**Items:**
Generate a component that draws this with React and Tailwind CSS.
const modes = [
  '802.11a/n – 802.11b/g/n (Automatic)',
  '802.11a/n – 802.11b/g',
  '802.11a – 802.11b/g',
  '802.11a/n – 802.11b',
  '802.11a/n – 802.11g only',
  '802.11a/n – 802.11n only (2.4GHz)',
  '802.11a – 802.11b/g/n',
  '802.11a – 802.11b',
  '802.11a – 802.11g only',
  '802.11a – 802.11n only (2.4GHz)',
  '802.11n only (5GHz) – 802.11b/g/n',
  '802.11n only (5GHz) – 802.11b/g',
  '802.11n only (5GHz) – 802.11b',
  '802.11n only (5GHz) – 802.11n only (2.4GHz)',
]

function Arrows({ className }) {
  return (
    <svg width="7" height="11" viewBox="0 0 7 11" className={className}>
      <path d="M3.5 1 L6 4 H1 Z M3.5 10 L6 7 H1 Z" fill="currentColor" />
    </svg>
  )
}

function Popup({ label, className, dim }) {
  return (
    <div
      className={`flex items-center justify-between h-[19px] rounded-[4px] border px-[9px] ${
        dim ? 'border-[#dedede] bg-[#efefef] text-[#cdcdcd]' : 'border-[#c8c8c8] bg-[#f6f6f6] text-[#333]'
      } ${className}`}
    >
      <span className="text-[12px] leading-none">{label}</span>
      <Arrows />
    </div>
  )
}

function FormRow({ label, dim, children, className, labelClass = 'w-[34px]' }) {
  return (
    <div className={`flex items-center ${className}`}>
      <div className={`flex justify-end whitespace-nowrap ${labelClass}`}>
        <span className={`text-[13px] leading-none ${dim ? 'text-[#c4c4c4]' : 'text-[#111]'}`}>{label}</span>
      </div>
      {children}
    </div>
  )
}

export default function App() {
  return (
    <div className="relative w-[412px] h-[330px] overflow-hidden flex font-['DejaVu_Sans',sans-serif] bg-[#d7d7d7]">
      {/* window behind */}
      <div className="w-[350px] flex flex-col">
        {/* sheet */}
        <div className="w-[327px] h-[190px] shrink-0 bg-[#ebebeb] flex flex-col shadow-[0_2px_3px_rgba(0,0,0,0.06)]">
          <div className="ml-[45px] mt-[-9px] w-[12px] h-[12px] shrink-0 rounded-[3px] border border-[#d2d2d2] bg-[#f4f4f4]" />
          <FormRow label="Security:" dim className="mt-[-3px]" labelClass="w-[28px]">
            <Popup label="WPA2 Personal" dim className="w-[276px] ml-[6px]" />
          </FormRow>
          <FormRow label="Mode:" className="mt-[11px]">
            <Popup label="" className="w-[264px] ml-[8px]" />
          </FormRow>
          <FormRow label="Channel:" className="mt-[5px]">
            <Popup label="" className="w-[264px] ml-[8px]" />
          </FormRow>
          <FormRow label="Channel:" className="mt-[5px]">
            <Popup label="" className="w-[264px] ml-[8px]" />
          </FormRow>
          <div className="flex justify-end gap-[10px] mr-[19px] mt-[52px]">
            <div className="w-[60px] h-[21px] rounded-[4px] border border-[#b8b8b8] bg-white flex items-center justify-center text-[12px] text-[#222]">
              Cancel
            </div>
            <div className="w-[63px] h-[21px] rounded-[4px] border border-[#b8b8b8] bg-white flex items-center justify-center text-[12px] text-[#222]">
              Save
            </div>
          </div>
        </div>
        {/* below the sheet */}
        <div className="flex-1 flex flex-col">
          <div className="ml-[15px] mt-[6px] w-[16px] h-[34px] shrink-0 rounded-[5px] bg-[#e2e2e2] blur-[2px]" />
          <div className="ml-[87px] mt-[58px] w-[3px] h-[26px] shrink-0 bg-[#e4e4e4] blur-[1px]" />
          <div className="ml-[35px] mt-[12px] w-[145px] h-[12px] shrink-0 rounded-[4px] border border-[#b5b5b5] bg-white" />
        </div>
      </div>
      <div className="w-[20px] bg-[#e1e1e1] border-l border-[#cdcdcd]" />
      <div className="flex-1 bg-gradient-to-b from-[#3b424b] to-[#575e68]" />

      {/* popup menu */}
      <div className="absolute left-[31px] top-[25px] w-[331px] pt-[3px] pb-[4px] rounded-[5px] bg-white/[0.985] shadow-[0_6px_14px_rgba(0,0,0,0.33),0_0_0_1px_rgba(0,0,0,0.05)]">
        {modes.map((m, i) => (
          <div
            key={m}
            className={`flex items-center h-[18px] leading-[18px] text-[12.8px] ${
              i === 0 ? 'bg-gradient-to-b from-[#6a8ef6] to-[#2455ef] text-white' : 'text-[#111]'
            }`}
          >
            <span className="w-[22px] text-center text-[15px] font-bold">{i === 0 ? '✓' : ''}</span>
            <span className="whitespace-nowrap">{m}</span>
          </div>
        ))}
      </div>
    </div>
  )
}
...
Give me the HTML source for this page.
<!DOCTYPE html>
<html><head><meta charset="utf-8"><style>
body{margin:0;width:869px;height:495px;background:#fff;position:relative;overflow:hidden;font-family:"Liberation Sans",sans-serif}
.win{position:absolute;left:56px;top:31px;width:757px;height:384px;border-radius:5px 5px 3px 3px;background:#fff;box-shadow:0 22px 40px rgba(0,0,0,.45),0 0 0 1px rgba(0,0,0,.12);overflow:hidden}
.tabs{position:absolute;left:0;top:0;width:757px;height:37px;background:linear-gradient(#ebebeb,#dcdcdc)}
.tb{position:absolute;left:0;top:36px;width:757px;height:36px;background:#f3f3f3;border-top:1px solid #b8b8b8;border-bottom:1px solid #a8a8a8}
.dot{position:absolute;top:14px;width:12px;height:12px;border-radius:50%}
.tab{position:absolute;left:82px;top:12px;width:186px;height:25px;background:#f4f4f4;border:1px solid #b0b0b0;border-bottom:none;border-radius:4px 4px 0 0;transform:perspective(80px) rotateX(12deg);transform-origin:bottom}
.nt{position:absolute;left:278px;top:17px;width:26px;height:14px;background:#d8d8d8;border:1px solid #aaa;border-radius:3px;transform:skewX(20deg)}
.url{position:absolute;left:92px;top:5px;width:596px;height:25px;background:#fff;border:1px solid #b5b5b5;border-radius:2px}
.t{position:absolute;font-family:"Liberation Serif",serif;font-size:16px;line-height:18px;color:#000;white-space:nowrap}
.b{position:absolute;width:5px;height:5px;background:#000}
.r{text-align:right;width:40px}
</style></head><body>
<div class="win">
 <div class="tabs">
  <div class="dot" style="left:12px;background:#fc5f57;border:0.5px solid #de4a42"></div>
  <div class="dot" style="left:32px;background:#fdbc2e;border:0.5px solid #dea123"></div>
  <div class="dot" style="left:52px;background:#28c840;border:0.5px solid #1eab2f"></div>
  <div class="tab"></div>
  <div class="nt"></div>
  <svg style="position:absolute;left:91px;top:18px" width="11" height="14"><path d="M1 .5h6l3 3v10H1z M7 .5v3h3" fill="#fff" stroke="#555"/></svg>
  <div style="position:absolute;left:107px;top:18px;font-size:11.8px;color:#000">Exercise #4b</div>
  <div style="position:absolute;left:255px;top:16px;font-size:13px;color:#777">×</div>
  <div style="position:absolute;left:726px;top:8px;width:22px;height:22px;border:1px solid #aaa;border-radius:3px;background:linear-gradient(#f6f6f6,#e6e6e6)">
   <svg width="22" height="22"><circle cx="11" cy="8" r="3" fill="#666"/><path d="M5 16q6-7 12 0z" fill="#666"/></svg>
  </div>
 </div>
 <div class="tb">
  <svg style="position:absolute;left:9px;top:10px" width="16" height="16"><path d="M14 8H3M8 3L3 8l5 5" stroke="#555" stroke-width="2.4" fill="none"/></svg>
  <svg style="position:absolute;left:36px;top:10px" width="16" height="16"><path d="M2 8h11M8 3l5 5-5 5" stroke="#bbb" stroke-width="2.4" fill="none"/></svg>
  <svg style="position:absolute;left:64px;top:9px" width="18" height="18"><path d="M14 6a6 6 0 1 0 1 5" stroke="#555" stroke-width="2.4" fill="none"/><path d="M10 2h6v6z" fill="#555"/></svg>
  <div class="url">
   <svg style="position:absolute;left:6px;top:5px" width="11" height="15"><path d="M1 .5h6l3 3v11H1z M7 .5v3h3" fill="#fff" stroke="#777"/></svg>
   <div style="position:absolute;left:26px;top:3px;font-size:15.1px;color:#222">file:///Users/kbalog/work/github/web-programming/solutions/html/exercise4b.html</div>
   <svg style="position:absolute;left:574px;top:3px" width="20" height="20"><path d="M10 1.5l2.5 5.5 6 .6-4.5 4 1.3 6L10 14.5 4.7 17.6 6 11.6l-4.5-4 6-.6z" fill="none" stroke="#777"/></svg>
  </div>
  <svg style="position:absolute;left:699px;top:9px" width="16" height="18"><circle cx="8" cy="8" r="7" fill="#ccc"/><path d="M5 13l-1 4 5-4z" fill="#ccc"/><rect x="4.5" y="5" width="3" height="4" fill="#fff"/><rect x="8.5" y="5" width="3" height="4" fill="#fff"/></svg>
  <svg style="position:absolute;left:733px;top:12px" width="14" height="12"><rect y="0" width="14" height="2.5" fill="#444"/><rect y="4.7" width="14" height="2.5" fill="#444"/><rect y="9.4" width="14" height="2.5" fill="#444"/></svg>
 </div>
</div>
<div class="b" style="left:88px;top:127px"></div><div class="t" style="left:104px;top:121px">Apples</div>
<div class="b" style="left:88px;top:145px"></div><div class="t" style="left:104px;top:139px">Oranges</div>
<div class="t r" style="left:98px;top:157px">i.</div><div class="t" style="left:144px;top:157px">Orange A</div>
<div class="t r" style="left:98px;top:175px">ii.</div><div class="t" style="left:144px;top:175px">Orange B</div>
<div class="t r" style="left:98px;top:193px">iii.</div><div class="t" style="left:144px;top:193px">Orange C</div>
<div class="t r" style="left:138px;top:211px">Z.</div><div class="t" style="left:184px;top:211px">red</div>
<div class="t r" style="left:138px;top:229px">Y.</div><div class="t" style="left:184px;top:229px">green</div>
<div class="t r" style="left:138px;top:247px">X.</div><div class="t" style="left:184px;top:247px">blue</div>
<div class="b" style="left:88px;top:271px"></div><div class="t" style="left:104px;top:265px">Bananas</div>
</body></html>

**Given instruction:** From the listing above, copy out each line where the word "this" appears.

**Reply:**
Generate a component that draws this with React and Tailwind CSS.
Give me the HTML source for this page.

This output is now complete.